Call the Actor via the Apify API on every dependency update PR, or on a schedule. A non-empty findings array (or verdict != "CLEAN" in the OUTPUT record) is your signal to fail the build. Pair it with an Apify schedule + webhook to get standing daily checks of your dependency list — new advisories are matched as soon as OSV publishes them.

Privacy: what happens to my lockfile?

Lockfiles are mostly public data (package names, versions, registry URLs), but they can reveal internal package names — exactly the intelligence a dependency-confusion attacker wants — and private registry hostnames.

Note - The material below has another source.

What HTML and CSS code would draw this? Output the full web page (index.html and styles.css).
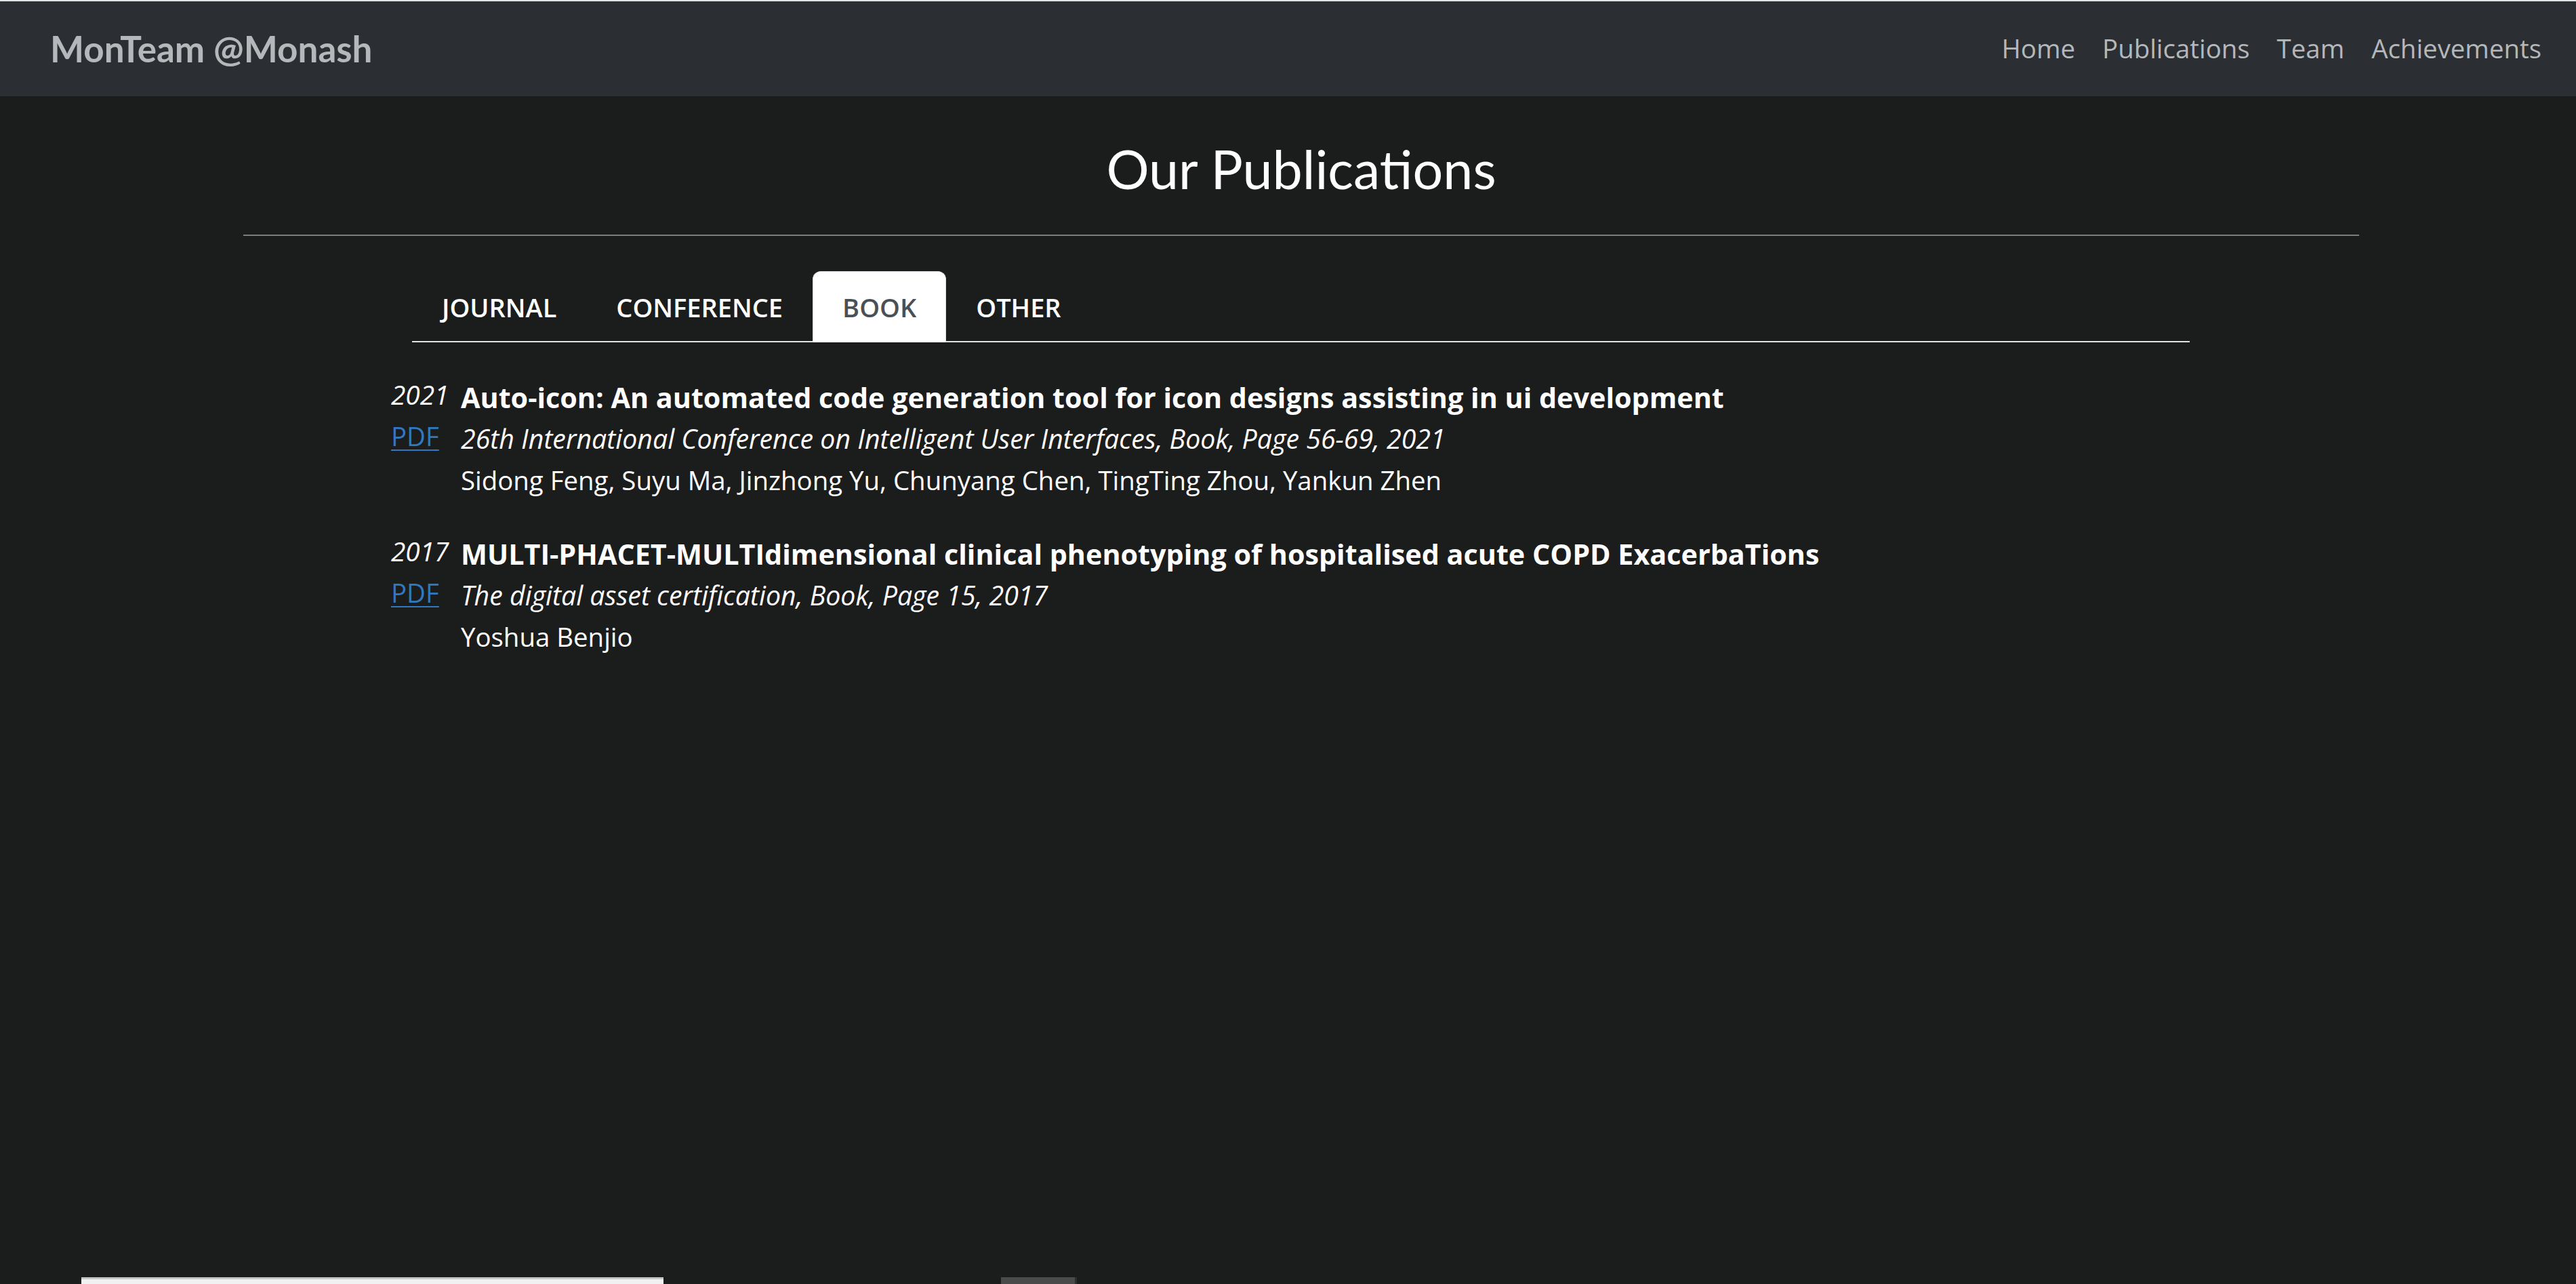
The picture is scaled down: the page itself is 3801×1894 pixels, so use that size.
FILE: index.html
```html
<!DOCTYPE html>
<html lang="en">
<head>
<meta charset="utf-8">
<title>MonTeam @Monash - Publications</title>
<link rel="stylesheet" href="styles.css">
</head>
<body>
<nav class="navbar">
  <a class="brand" href="#">MonTeam @Monash</a>
  <ul class="nav-links">
    <li><a href="#">Home</a></li>
    <li><a href="#">Publications</a></li>
    <li><a href="#">Team</a></li>
    <li><a href="#">Achievements</a></li>
  </ul>
</nav>
<main class="page">
  <h1 class="page-title">Our Publications</h1>
  <hr class="divider">
  <section class="pub-section">
    <ul class="tabs">
      <li><a class="tab" href="#">JOURNAL</a></li>
      <li><a class="tab" href="#">CONFERENCE</a></li>
      <li><a class="tab active" href="#">BOOK</a></li>
      <li><a class="tab" href="#">OTHER</a></li>
    </ul>
    <div class="pub-list">
      <article class="pub">
        <div class="pub-side">
          <span class="year">2021</span>
          <a class="pdf" href="#">PDF</a>
        </div>
        <div class="pub-body">
          <div class="pub-title">Auto-icon: An automated code generation tool for icon designs assisting in ui development</div>
          <div class="venue">26th International Conference on Intelligent User Interfaces, Book, Page 56-69, 2021</div>
          <div class="authors">Sidong Feng, Suyu Ma, Jinzhong Yu, Chunyang Chen, TingTing Zhou, Yankun Zhen</div>
        </div>
      </article>
      <article class="pub">
        <div class="pub-side">
          <span class="year">2017</span>
          <a class="pdf" href="#">PDF</a>
        </div>
        <div class="pub-body">
          <div class="pub-title">MULTI-PHACET-MULTIdimensional clinical phenotyping of hospitalised acute COPD ExacerbaTions</div>
          <div class="venue">The digital asset certification, Book, Page 15, 2017</div>
          <div class="authors">Yoshua Benjio</div>
        </div>
      </article>
    </div>
  </section>
</main>
<div class="bottom-strip">
  <span class="strip-bar"></span>
  <span class="strip-block"></span>
</div>
</body>
</html>
```
FILE: styles.css
```css
html, body {
  margin: 0;
  padding: 0;
}
body {
  background: #1b1c1c;
  color: #ffffff;
  font-family: "Open Sans", "Noto Sans", sans-serif;
  font-size: 38.8px;
  min-height: 1894px;
}
a { text-decoration: none; }
ul { list-style: none; margin: 0; padding: 0; }

.navbar {
  display: flex;
  align-items: center;
  justify-content: space-between;
  height: 140px;
  border-top: 2px solid #e2e2e2;
  background: #2b2f33;
  padding: 0 31px 0 74px;
}
.brand {
  color: #b4b8bb;
  font-family: "Lato", "Open Sans", sans-serif;
  font-weight: 700;
  font-size: 53px;
  line-height: 1.2;
}
.nav-links {
  display: flex;
}
.nav-links a {
  display: block;
  padding: 0 20px;
  color: #b4b8bb;
  font-size: 38.4px;
  line-height: 1.5;
}

.page {
  padding: 0 320px 0 359px;
}
.page-title {
  margin: 59px 0 0;
  text-align: center;
  font-family: "Lato", "Open Sans", sans-serif;
  font-weight: 400;
  font-size: 79px;
  line-height: 96px;
}
.divider {
  margin: 49px 0 0;
  border: 0;
  border-top: 2px solid #7d7d7d;
  height: 0;
}
.pub-section {
  margin: 52px 250px 0 218px;
}
.tabs {
  display: flex;
  margin-left: 31px;
  border-bottom: 2px solid #dee2e6;
}
.tab {
  display: block;
  margin-bottom: -2px;
  padding: 23px 43px 21px;
  border: 1px solid transparent;
  border-bottom: 0;
  border-radius: 12px 12px 0 0;
  color: #ffffff;
  font-weight: 600;
  font-size: 38px;
  line-height: 58px;
}
.tab.active {
  background: #ffffff;
  border-color: #dee2e6;
  color: #495057;
  padding-bottom: 23px;
}

.pub-list {
  margin-top: 51px;
  display: flex;
  flex-direction: column;
  gap: 48px;
}
.pub {
  display: flex;
}
.pub-side {
  display: flex;
  flex-direction: column;
  align-items: flex-start;
  width: 103px;
  flex: none;
  margin-top: -4px;
}
.year {
  font-style: italic;
  font-size: 38.8px;
  line-height: 61px;
}
.pdf {
  color: #3079c0;
  text-decoration: underline;
  text-decoration-thickness: 2px;
  text-underline-offset: 5px;
  font-size: 38.4px;
  line-height: 61px;
}
.pub-body {
  display: flex;
  flex-direction: column;
}
.pub-title {
  font-weight: 700;
  font-size: 41.3px;
  line-height: 61px;
}
.venue {
  font-style: italic;
  font-size: 39.3px;
  line-height: 61px;
}
.authors {
  font-size: 38.4px;
  line-height: 61px;
}

.bottom-strip {
  position: fixed;
  left: 0;
  right: 0;
  bottom: 0;
  height: 10px;
  display: flex;
  align-items: stretch;
}
.strip-bar {
  margin-left: 120px;
  width: 859px;
  background: #f1f1f1;
  border-top: 3px solid #c6c6c6;
}
.strip-block {
  margin-left: 498px;
  width: 109px;
  background: #4a4a4a;
  border-right: 3px solid #2e2e2e;
}
```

  • Skip private/internal packages is ON by default: any package that resolved from a private registry, git, file: or workspace: source is counted and listed as skipped, but its name is never sent to the external OSV API.
  • Your lockfile is processed inside your own Apify account. This Actor does not copy, retain or share your input; results live in your run's dataset and key-value store under your account's standard retention.
  • Only name@version pairs of publicly-resolved packages are sent to OSV.dev for matching.

Note: Yarn Berry lockfiles don't record registry URLs, so private-registry detection there is limited to non-npm: protocols — redact internal entries yourself if that matters for you.

Disclaimer

This tool matches your dependencies against known, publicly catalogued malicious package versions. A CLEAN verdict is not a guarantee of safety — it means no match in the OSV.dev feed at scan time. Zero-day compromises, not-yet-catalogued packages and non-npm attack vectors are out of scope. Findings and remediation guidance are provided as-is, without warranty; validate against the linked advisories before taking destructive action. You are responsible for the files you submit and for your own incident response.

Output example

{
"verdict": "MALICIOUS",
"package": "axios",
"version": "1.14.1",
"advisories": [{ "id": "MAL-2026-2307", "summary": "Malicious code in axios (npm)", "published": "2026-03-31" }],
"incident": {
"name": "Axios maintainer account takeover (March 2026)",
"payload": "Hijacked lead-maintainer npm account published axios 1.14.1 and 0.30.4 carrying a phantom dependency, plain-crypto-js@4.2.1...",
"huntFor": ["plain-crypto-js anywhere in lockfiles — it has no legitimate use", "..."]
},
"recommendation": "Remove or pin away from axios@1.14.1 immediately, rebuild the lockfile, and rotate credentials..."
}

The full scan summary (verdict, counts, skipped private packages, parse errors) is stored as the run's OUTPUT key-value record.

FAQ

How fresh is the data? OSV.dev ingests the OpenSSF malicious-packages database continuously; for every major 2026 incident the malicious versions were catalogued the same day the attack was disclosed. Each scan queries OSV live — there is no stale local mirror.

Does it find ordinary CVEs (vulnerabilities)? No — by design it reports only malicious code advisories (MAL-*), so the signal is "you are compromised", never "you should upgrade sometime". That's what makes it usable as a CI gate.

Will it flag my internal/private packages? With the default settings it never even transmits their names. See the Privacy section.

What does it cost? Pricing is pay-per-event: a flat fee per package version checked. A typical application lockfile (1,000–3,000 unique packages) costs a few cents per scan.